Remove the _id field from each line and fix the first {. Note that the first coma is 43 chars from the beginning of each lines.

cat test1.json | cut -c 43- > test2.json
sed -i 's/^,/{/g' test2.json

Insert a bazillion times.

for i in {1..10000}; do mongoimport -d test -c test test2.json; done

Success & Fame

Cheers,
Maxime.

Ruchi_Ninawe · September 29, 2021, 2:40am

I am sort of new to MongoDB but I can see how to implement your solution and will let you know @MaBeuLux88_xxx. Thanks a lot for the answer, appreciate it.

Stennie_X · September 29, 2021, 5:57am

Hi @Ruchi_Ninawe,

@MaBeuLux88_xxx’s hack will help you create duplicate documents which differ only by _id.

Another approach would be to create additional documents using a tool like mgeneratejs that supports schema templates and data generation. mgeneratejs uses the Chance library to generate random plausible test values for different field types.

You can also combine mgeneratejs with a few other command line tools to conveniently create test documents with field types and values inferred from your existing data:

mongodb-schema to infer a probablistic schema for an existing collection
morelikethis to convert that schema to a template
mgeneratejs to generate new documents according to a schema template
mongoimport to import the new documents into MongoDB

The first three tools are installable from npm:

npm install -g morelikethis mongodb-schema mgeneratejs

mongoimport is a part of the standard MongoDB Database Tools.

Sample usage to generate 1,000 new documents based on an analysis of the existing documents:

mongodb-schema localhost:27017 mydb.mycollection | morelikethis | mgeneratejs -n 1000 | mongoimport -d mydb -c mycollection

If you don’t have any test data yet (or prefer to describe the shape of new documents) you could always skip the schema analysis and just use mgeneratejs and mongoimport.

Regards,
Stennie

John_Page · September 29, 2021, 9:06am

You really don’t want to be copying huge quantities of data over the web , you easily just split them in there with the following aggregation - this make 1000 times the data

db.mycoll.aggregate([{ $set : { xxx : {$range:[0,1000]}}} , 
{ $unwind: "$xxxx"} ,
 { $project : { _id:0,xxx:0}},
{$out:"newhugecollection"}])

Doing this way is very very fast and does not mean a network roundtrip

chris · September 29, 2021, 12:28pm

Welcome to my bookmarks @John_Page

MaBeuLux88_xxx · September 29, 2021, 1:57pm

This will work with any number - in theory - as long as your cluster is large enough / has the required hardware to support this in a timely manner.

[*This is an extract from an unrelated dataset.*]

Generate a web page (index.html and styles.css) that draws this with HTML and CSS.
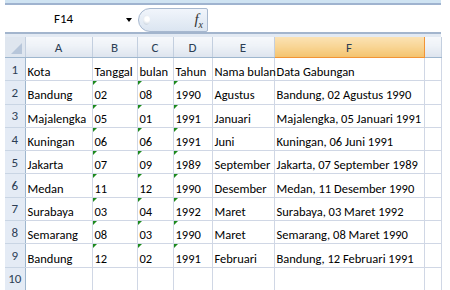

John_Page · September 29, 2021, 2:02pm

You are likely to end up with an out of memory issue if you set the range to 1 million, I would make it set,unwind,set,unwind so you get 1000x more records after each one

John_Page · September 29, 2021, 5:53pm

Hi @Ruchi_Ninawe , This will take all the documents already in the collection and make X copies of each them, so your 300 will become 300,000 as you asked.

Ruchi_Ninawe · September 29, 2021, 6:45pm

Hello @John_Page. Thanks a lot for the answer again. This works really well but when I pass range from 0,2000 it gives me an error to create a new collection. I think it might be because of the size of the collection.

Ruchi_Ninawe · September 29, 2021, 7:04pm

Thanks a lot @chris, I used the solution by @John_Page because I just wanted to multiply the number of fields without concerning the data in it. Again thank you for the efforts.

Ruchi_Ninawe · September 29, 2021, 7:06pm

Thank you @MaBeuLux88_xxx for the response. I would want to try this approach as well but for the use case I have now I went with the aggregation solution. Again thanks a lot for the response.

MaBeuLux88_xxx · September 29, 2021, 11:30pm

Maybe it’s because your pipeline got too big. Please consider using the { allowDiskUse: true } option to prevent an error due to the size of the pipeline.